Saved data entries
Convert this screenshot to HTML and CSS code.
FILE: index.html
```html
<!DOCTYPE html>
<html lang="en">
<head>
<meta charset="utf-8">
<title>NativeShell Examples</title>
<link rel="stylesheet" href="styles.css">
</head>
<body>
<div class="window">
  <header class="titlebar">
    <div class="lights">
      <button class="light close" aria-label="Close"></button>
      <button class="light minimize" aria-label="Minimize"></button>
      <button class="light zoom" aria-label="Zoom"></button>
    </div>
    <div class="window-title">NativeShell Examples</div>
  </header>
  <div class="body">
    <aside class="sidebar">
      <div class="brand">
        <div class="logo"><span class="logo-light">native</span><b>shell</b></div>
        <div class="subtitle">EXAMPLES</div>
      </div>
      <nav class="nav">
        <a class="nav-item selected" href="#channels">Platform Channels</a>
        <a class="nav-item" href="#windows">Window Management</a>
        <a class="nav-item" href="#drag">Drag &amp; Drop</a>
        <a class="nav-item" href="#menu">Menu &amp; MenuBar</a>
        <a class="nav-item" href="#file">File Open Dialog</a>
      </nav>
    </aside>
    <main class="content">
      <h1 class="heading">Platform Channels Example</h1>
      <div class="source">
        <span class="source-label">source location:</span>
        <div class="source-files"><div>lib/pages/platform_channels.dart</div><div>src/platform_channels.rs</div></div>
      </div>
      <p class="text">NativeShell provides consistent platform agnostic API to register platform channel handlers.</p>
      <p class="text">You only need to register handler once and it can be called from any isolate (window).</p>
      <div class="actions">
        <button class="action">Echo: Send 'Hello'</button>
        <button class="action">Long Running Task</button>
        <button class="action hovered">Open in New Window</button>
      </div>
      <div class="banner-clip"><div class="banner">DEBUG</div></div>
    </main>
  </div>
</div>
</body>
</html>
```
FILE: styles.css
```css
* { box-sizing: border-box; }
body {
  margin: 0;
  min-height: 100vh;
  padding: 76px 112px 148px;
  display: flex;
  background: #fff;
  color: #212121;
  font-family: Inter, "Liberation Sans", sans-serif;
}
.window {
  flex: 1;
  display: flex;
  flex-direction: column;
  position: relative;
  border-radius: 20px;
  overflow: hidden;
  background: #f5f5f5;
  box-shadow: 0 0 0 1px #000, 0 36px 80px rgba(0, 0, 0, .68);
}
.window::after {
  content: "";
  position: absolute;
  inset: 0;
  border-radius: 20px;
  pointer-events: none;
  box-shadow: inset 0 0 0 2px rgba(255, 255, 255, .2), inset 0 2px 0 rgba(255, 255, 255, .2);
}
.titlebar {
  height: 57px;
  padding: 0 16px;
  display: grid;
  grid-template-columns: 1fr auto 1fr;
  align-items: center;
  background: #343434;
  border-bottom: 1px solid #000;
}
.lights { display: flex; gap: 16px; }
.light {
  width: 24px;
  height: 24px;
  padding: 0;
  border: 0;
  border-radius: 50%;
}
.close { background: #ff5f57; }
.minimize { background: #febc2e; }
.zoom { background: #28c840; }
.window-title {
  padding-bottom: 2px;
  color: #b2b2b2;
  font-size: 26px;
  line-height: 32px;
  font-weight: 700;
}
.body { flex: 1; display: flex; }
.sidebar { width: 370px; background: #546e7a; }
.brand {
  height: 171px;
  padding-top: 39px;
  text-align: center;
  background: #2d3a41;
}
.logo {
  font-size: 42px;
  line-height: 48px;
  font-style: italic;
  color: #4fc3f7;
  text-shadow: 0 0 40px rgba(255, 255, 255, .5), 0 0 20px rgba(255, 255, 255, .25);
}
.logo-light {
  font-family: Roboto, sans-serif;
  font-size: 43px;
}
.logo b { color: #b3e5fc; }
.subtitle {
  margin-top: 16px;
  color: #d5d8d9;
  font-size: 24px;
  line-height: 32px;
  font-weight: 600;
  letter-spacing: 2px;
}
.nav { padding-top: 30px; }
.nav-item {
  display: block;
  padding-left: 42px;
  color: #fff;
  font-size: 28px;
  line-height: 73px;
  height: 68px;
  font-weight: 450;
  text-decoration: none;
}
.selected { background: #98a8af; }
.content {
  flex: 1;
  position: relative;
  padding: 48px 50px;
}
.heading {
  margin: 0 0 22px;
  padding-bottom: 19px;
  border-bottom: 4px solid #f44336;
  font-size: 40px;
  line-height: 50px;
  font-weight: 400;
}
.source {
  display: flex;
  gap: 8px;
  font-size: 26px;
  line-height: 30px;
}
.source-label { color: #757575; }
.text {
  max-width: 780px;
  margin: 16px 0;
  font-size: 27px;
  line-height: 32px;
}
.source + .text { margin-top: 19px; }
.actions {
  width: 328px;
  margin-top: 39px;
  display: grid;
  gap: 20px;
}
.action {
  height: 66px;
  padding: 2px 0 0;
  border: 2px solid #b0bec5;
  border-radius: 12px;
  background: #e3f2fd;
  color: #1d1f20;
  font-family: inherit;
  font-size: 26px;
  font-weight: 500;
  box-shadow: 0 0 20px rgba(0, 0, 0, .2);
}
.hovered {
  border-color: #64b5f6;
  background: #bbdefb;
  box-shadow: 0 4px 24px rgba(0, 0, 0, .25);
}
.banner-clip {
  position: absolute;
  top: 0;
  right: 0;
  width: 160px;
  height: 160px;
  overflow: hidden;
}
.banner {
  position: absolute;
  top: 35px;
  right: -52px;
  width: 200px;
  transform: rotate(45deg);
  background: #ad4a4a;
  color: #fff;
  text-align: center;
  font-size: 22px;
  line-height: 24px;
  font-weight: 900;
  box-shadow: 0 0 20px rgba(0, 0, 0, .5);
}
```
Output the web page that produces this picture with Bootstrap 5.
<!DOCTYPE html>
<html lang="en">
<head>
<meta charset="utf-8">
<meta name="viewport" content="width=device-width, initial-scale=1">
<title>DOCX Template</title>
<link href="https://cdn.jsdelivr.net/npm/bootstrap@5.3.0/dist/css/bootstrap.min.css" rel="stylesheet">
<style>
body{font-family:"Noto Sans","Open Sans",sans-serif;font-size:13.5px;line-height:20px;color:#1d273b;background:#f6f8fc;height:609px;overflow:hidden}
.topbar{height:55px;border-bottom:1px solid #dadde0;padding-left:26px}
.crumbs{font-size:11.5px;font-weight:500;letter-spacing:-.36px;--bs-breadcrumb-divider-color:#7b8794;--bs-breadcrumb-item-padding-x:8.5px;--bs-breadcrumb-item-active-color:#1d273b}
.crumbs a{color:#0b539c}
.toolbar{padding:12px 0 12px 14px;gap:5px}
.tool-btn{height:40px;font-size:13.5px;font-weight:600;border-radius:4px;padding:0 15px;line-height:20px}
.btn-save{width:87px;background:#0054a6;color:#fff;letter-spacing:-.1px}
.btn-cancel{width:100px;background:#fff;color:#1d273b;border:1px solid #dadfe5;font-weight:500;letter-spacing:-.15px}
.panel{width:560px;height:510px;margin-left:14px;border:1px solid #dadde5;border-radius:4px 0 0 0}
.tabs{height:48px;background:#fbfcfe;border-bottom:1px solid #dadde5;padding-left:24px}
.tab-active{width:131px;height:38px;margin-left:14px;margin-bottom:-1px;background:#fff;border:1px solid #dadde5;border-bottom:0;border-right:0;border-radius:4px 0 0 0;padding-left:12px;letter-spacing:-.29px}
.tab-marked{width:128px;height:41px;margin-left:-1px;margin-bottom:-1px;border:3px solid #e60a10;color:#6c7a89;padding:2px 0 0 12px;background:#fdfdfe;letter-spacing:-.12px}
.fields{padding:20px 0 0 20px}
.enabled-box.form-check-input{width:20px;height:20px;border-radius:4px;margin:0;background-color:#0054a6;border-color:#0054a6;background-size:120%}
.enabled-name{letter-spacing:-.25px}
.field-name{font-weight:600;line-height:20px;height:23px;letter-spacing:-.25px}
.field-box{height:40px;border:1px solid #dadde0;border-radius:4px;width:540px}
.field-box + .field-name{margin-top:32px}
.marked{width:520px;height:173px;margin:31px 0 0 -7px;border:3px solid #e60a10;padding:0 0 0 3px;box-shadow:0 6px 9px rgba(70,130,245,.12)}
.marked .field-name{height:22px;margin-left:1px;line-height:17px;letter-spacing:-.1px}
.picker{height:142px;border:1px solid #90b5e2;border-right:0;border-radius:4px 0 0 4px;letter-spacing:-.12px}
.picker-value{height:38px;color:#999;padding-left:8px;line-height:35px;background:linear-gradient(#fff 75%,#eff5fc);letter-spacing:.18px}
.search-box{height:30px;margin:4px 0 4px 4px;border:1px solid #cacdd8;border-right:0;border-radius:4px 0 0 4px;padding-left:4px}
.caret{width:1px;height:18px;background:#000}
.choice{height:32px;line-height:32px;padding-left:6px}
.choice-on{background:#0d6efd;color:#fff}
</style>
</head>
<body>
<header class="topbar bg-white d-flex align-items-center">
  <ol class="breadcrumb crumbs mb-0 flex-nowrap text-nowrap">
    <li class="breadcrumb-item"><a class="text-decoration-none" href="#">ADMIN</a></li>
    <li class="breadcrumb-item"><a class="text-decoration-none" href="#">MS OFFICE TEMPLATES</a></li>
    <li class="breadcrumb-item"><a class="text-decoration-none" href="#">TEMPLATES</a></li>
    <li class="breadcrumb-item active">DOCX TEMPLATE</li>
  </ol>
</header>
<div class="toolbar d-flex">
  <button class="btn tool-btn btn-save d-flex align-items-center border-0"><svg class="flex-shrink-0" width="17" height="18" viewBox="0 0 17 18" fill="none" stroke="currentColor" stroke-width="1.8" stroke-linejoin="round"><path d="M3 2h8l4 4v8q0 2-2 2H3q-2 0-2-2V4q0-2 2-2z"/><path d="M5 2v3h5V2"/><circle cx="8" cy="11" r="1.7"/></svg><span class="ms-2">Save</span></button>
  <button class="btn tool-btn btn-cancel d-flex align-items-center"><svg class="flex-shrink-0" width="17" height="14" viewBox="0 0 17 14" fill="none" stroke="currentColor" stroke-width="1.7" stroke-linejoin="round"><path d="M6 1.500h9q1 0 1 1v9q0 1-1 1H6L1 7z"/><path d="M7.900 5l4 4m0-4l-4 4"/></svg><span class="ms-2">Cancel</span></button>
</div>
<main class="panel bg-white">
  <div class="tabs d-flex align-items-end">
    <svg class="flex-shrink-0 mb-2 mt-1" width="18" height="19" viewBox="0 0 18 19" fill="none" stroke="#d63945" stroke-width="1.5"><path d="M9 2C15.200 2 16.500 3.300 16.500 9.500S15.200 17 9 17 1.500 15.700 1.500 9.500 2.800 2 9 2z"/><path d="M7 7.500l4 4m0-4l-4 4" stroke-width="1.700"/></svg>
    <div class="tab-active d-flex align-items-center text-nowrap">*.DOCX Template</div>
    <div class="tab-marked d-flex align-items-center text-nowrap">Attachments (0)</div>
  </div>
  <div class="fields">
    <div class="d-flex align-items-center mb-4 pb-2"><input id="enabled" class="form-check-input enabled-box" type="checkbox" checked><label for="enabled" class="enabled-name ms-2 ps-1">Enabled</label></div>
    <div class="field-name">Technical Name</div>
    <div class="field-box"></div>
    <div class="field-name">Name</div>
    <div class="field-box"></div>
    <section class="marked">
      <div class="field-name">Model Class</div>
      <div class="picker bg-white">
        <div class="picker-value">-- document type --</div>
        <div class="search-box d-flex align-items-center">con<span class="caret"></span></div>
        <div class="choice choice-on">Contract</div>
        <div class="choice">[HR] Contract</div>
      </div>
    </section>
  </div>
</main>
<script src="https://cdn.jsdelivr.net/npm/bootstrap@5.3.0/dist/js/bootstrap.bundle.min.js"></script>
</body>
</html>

◆ Task directions
Check each line above for "this" and return the ones that have it.

◆ Completed task
Convert this screenshot to HTML and CSS code.
Output the web page that produces this picture with Bootstrap 5.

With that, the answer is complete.